--- Start of GIVEN MATERIAL ---
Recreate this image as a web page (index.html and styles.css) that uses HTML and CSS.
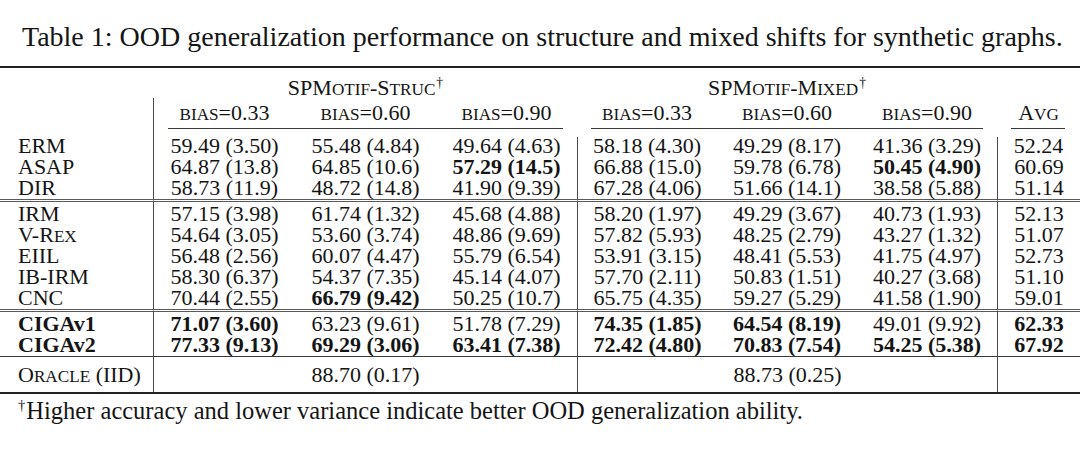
FILE: index.html
```html
<!DOCTYPE html>
<html lang="en">
<head>
<meta charset="utf-8">
<title>Table 1</title>
<link rel="stylesheet" href="styles.css">
</head>
<body>
<div class="page">
  <p class="caption">Table 1: OOD generalization performance on structure and mixed shifts for synthetic graphs.</p>
  <table class="results">
    <colgroup>
      <col class="c-method">
      <col class="c-a"><col class="c-a"><col class="c-a">
      <col class="c-b"><col class="c-b"><col class="c-b">
      <col class="c-avg">
    </colgroup>
    <thead>
      <tr class="group-row">
        <th></th>
        <th colspan="3">SPM<span class="sc">otif</span>-S<span class="sc">truc</span><sup>†</sup></th>
        <th colspan="3">SPM<span class="sc">otif</span>-M<span class="sc">ixed</span><sup>†</sup></th>
        <th></th>
      </tr>
      <tr class="bias-row">
        <th class="method"></th>
        <th><span class="sc">bias</span>=0.33</th>
        <th><span class="sc">bias</span>=0.60</th>
        <th><span class="sc">bias</span>=0.90</th>
        <th><span class="sc">bias</span>=0.33</th>
        <th><span class="sc">bias</span>=0.60</th>
        <th><span class="sc">bias</span>=0.90</th>
        <th>A<span class="sc">vg</span></th>
      </tr>
      <tr class="cmid-row">
        <th class="method"></th>
        <th colspan="3"><div class="cmid"></div></th>
        <th colspan="3"><div class="cmid"></div></th>
        <th><div class="cmid"></div></th>
      </tr>
    </thead>
    <tbody class="sec sec-first">
      <tr><td class="method">ERM</td><td>59.49 (3.50)</td><td>55.48 (4.84)</td><td>49.64 (4.63)</td><td class="vl">58.18 (4.30)</td><td>49.29 (8.17)</td><td>41.36 (3.29)</td><td class="vl">52.24</td></tr>
      <tr><td class="method">ASAP</td><td>64.87 (13.8)</td><td>64.85 (10.6)</td><td class="b">57.29 (14.5)</td><td class="vl">66.88 (15.0)</td><td>59.78 (6.78)</td><td class="b">50.45 (4.90)</td><td class="vl">60.69</td></tr>
      <tr><td class="method">DIR</td><td>58.73 (11.9)</td><td>48.72 (14.8)</td><td>41.90 (9.39)</td><td class="vl">67.28 (4.06)</td><td>51.66 (14.1)</td><td>38.58 (5.88)</td><td class="vl">51.14</td></tr>
    </tbody>
    <tbody class="sec sec-double">
      <tr><td class="method">IRM</td><td>57.15 (3.98)</td><td>61.74 (1.32)</td><td>45.68 (4.88)</td><td class="vl">58.20 (1.97)</td><td>49.29 (3.67)</td><td>40.73 (1.93)</td><td class="vl">52.13</td></tr>
      <tr><td class="method">V-R<span class="sc">ex</span></td><td>54.64 (3.05)</td><td>53.60 (3.74)</td><td>48.86 (9.69)</td><td class="vl">57.82 (5.93)</td><td>48.25 (2.79)</td><td>43.27 (1.32)</td><td class="vl">51.07</td></tr>
      <tr><td class="method">EIIL</td><td>56.48 (2.56)</td><td>60.07 (4.47)</td><td>55.79 (6.54)</td><td class="vl">53.91 (3.15)</td><td>48.41 (5.53)</td><td>41.75 (4.97)</td><td class="vl">52.73</td></tr>
      <tr><td class="method">IB-IRM</td><td>58.30 (6.37)</td><td>54.37 (7.35)</td><td>45.14 (4.07)</td><td class="vl">57.70 (2.11)</td><td>50.83 (1.51)</td><td>40.27 (3.68)</td><td class="vl">51.10</td></tr>
      <tr><td class="method">CNC</td><td>70.44 (2.55)</td><td class="b">66.79 (9.42)</td><td>50.25 (10.7)</td><td class="vl">65.75 (4.35)</td><td>59.27 (5.29)</td><td>41.58 (1.90)</td><td class="vl">59.01</td></tr>
    </tbody>
    <tbody class="sec sec-double">
      <tr><td class="method b">CIGAv1</td><td class="b">71.07 (3.60)</td><td>63.23 (9.61)</td><td>51.78 (7.29)</td><td class="vl b">74.35 (1.85)</td><td class="b">64.54 (8.19)</td><td>49.01 (9.92)</td><td class="vl b">62.33</td></tr>
      <tr><td class="method b">CIGAv2</td><td class="b">77.33 (9.13)</td><td class="b">69.29 (3.06)</td><td class="b">63.41 (7.38)</td><td class="vl b">72.42 (4.80)</td><td class="b">70.83 (7.54)</td><td class="b">54.25 (5.38)</td><td class="vl b">67.92</td></tr>
    </tbody>
    <tbody class="sec sec-single">
      <tr class="oracle"><td class="method">O<span class="sc">racle</span> (IID)</td><td colspan="3">88.70 (0.17)</td><td colspan="3" class="vl">88.73 (0.25)</td><td class="vl"></td></tr>
    </tbody>
  </table>
  <p class="footnote"><sup>†</sup>Higher accuracy and lower variance indicate better OOD generalization ability.</p>
</div>
</body>
</html>
```

FILE: styles.css
```css
html, body {
  margin: 0;
  padding: 0;
  background: #ffffff;
}

.page {
  width: 1080px;
  height: 455px;
  overflow: hidden;
  font-family: "Liberation Serif", "Times New Roman", serif;
  color: #141414;
}

.caption {
  margin: 21px 0 0 22px;
  font-size: 28px;
  line-height: 32px;
  white-space: nowrap;
}

.results {
  margin-top: 13px;
  width: 1080px;
  table-layout: fixed;
  border-collapse: separate;
  border-spacing: 0;
  border-top: 2px solid #222;
  border-bottom: 2px solid #222;
  font-size: 22px;
  line-height: 21px;
}

.c-method { width: 154px; }
.c-a { width: 141px; }
.c-b { width: 140px; }
.c-avg { width: 83px; }

.results th,
.results td {
  padding: 0;
  text-align: center;
  font-weight: normal;
  white-space: nowrap;
  height: 21px;
}

.results .method {
  text-align: left;
  padding-left: 18px;
  border-right: 1px solid #4a4a4a;
}

.results .b {
  font-weight: bold;
}

.sc {
  text-transform: uppercase;
  font-size: 0.78em;
  line-height: 0;
}

sup {
  font-size: 0.62em;
  line-height: 0;
  vertical-align: 0.6em;
  margin-left: 1px;
}

.group-row th {
  padding-top: 9px;
}

.bias-row th {
  padding-top: 4px;
  padding-bottom: 5px;
}

.cmid-row th {
  height: 1px;
  padding: 0;
}

.cmid {
  margin: 0 14px;
  border-top: 1px solid #3a3a3a;
}

.cmid-row th:last-child .cmid {
  margin-right: 15px;
}

.results td.vl {
  border-left: 1px solid #4a4a4a;
}

.sec-first tr:first-child td {
  padding-top: 6px;
}

.sec-first tr:first-child td.vl {
  border-left: 0;
  background: linear-gradient(#4a4a4a, #4a4a4a) no-repeat 0 8px / 1px calc(100% - 8px);
}

.sec tr:last-child td {
  padding-bottom: 1px;
}

.sec-double tr:first-child td {
  border-top: 3px double #5a5a5a;
  padding-top: 1px;
}

.sec-single tr:first-child td {
  border-top: 1px solid #3a3a3a;
}

.results tr.oracle td {
  padding-top: 7px;
  padding-bottom: 7px;
}

.footnote {
  margin: 5px 0 0 18px;
  font-size: 24.5px;
  line-height: 24px;
  white-space: nowrap;
}

.footnote sup {
  font-size: 0.6em;
  margin-left: 0;
  margin-right: 1px;
}
```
--- End of GIVEN MATERIAL ---
- [EXERCISE]
Make an exact copy of the data, leaving its pictures out.

- [SOLUTION TO THIS PROBLEM]
Recreate this image as a web page (index.html and styles.css) that uses HTML and CSS.
FILE: index.html
```html
<!DOCTYPE html>
<html lang="en">
<head>
<meta charset="utf-8">
<title>Table 1</title>
<link rel="stylesheet" href="styles.css">
</head>
<body>
<div class="page">
  <p class="caption">Table 1: OOD generalization performance on structure and mixed shifts for synthetic graphs.</p>
  <table class="results">
    <colgroup>
      <col class="c-method">
      <col class="c-a"><col class="c-a"><col class="c-a">
      <col class="c-b"><col class="c-b"><col class="c-b">
      <col class="c-avg">
    </colgroup>
    <thead>
      <tr class="group-row">
        <th></th>
        <th colspan="3">SPM<span class="sc">otif</span>-S<span class="sc">truc</span><sup>†</sup></th>
        <th colspan="3">SPM<span class="sc">otif</span>-M<span class="sc">ixed</span><sup>†</sup></th>
        <th></th>
      </tr>
      <tr class="bias-row">
        <th class="method"></th>
        <th><span class="sc">bias</span>=0.33</th>
        <th><span class="sc">bias</span>=0.60</th>
        <th><span class="sc">bias</span>=0.90</th>
        <th><span class="sc">bias</span>=0.33</th>
        <th><span class="sc">bias</span>=0.60</th>
        <th><span class="sc">bias</span>=0.90</th>
        <th>A<span class="sc">vg</span></th>
      </tr>
      <tr class="cmid-row">
        <th class="method"></th>
        <th colspan="3"><div class="cmid"></div></th>
        <th colspan="3"><div class="cmid"></div></th>
        <th><div class="cmid"></div></th>
      </tr>
    </thead>
    <tbody class="sec sec-first">
      <tr><td class="method">ERM</td><td>59.49 (3.50)</td><td>55.48 (4.84)</td><td>49.64 (4.63)</td><td class="vl">58.18 (4.30)</td><td>49.29 (8.17)</td><td>41.36 (3.29)</td><td class="vl">52.24</td></tr>
      <tr><td class="method">ASAP</td><td>64.87 (13.8)</td><td>64.85 (10.6)</td><td class="b">57.29 (14.5)</td><td class="vl">66.88 (15.0)</td><td>59.78 (6.78)</td><td class="b">50.45 (4.90)</td><td class="vl">60.69</td></tr>
      <tr><td class="method">DIR</td><td>58.73 (11.9)</td><td>48.72 (14.8)</td><td>41.90 (9.39)</td><td class="vl">67.28 (4.06)</td><td>51.66 (14.1)</td><td>38.58 (5.88)</td><td class="vl">51.14</td></tr>
    </tbody>
    <tbody class="sec sec-double">
      <tr><td class="method">IRM</td><td>57.15 (3.98)</td><td>61.74 (1.32)</td><td>45.68 (4.88)</td><td class="vl">58.20 (1.97)</td><td>49.29 (3.67)</td><td>40.73 (1.93)</td><td class="vl">52.13</td></tr>
      <tr><td class="method">V-R<span class="sc">ex</span></td><td>54.64 (3.05)</td><td>53.60 (3.74)</td><td>48.86 (9.69)</td><td class="vl">57.82 (5.93)</td><td>48.25 (2.79)</td><td>43.27 (1.32)</td><td class="vl">51.07</td></tr>
      <tr><td class="method">EIIL</td><td>56.48 (2.56)</td><td>60.07 (4.47)</td><td>55.79 (6.54)</td><td class="vl">53.91 (3.15)</td><td>48.41 (5.53)</td><td>41.75 (4.97)</td><td class="vl">52.73</td></tr>
      <tr><td class="method">IB-IRM</td><td>58.30 (6.37)</td><td>54.37 (7.35)</td><td>45.14 (4.07)</td><td class="vl">57.70 (2.11)</td><td>50.83 (1.51)</td><td>40.27 (3.68)</td><td class="vl">51.10</td></tr>
      <tr><td class="method">CNC</td><td>70.44 (2.55)</td><td class="b">66.79 (9.42)</td><td>50.25 (10.7)</td><td class="vl">65.75 (4.35)</td><td>59.27 (5.29)</td><td>41.58 (1.90)</td><td class="vl">59.01</td></tr>
    </tbody>
    <tbody class="sec sec-double">
      <tr><td class="method b">CIGAv1</td><td class="b">71.07 (3.60)</td><td>63.23 (9.61)</td><td>51.78 (7.29)</td><td class="vl b">74.35 (1.85)</td><td class="b">64.54 (8.19)</td><td>49.01 (9.92)</td><td class="vl b">62.33</td></tr>
      <tr><td class="method b">CIGAv2</td><td class="b">77.33 (9.13)</td><td class="b">69.29 (3.06)</td><td class="b">63.41 (7.38)</td><td class="vl b">72.42 (4.80)</td><td class="b">70.83 (7.54)</td><td class="b">54.25 (5.38)</td><td class="vl b">67.92</td></tr>
    </tbody>
    <tbody class="sec sec-single">
      <tr class="oracle"><td class="method">O<span class="sc">racle</span> (IID)</td><td colspan="3">88.70 (0.17)</td><td colspan="3" class="vl">88.73 (0.25)</td><td class="vl"></td></tr>
    </tbody>
  </table>
  <p class="footnote"><sup>†</sup>Higher accuracy and lower variance indicate better OOD generalization ability.</p>
</div>
</body>
</html>
```

FILE: styles.css
```css
html, body {
  margin: 0;
  padding: 0;
  background: #ffffff;
}

.page {
  width: 1080px;
  height: 455px;
  overflow: hidden;
  font-family: "Liberation Serif", "Times New Roman", serif;
  color: #141414;
}

.caption {
  margin: 21px 0 0 22px;
  font-size: 28px;
  line-height: 32px;
  white-space: nowrap;
}

.results {
  margin-top: 13px;
  width: 1080px;
  table-layout: fixed;
  border-collapse: separate;
  border-spacing: 0;
  border-top: 2px solid #222;
  border-bottom: 2px solid #222;
  font-size: 22px;
  line-height: 21px;
}

.c-method { width: 154px; }
.c-a { width: 141px; }
.c-b { width: 140px; }
.c-avg { width: 83px; }

.results th,
.results td {
  padding: 0;
  text-align: center;
  font-weight: normal;
  white-space: nowrap;
  height: 21px;
}

.results .method {
  text-align: left;
  padding-left: 18px;
  border-right: 1px solid #4a4a4a;
}

.results .b {
  font-weight: bold;
}

.sc {
  text-transform: uppercase;
  font-size: 0.78em;
  line-height: 0;
}

sup {
  font-size: 0.62em;
  line-height: 0;
  vertical-align: 0.6em;
  margin-left: 1px;
}

.group-row th {
  padding-top: 9px;
}

.bias-row th {
  padding-top: 4px;
  padding-bottom: 5px;
}

.cmid-row th {
  height: 1px;
  padding: 0;
}

.cmid {
  margin: 0 14px;
  border-top: 1px solid #3a3a3a;
}

.cmid-row th:last-child .cmid {
  margin-right: 15px;
}

.results td.vl {
  border-left: 1px solid #4a4a4a;
}

.sec-first tr:first-child td {
  padding-top: 6px;
}

.sec-first tr:first-child td.vl {
  border-left: 0;
  background: linear-gradient(#4a4a4a, #4a4a4a) no-repeat 0 8px / 1px calc(100% - 8px);
}

.sec tr:last-child td {
  padding-bottom: 1px;
}

.sec-double tr:first-child td {
  border-top: 3px double #5a5a5a;
  padding-top: 1px;
}

.sec-single tr:first-child td {
  border-top: 1px solid #3a3a3a;
}

.results tr.oracle td {
  padding-top: 7px;
  padding-bottom: 7px;
}

.footnote {
  margin: 5px 0 0 18px;
  font-size: 24.5px;
  line-height: 24px;
  white-space: nowrap;
}

.footnote sup {
  font-size: 0.6em;
  margin-left: 0;
  margin-right: 1px;
}
```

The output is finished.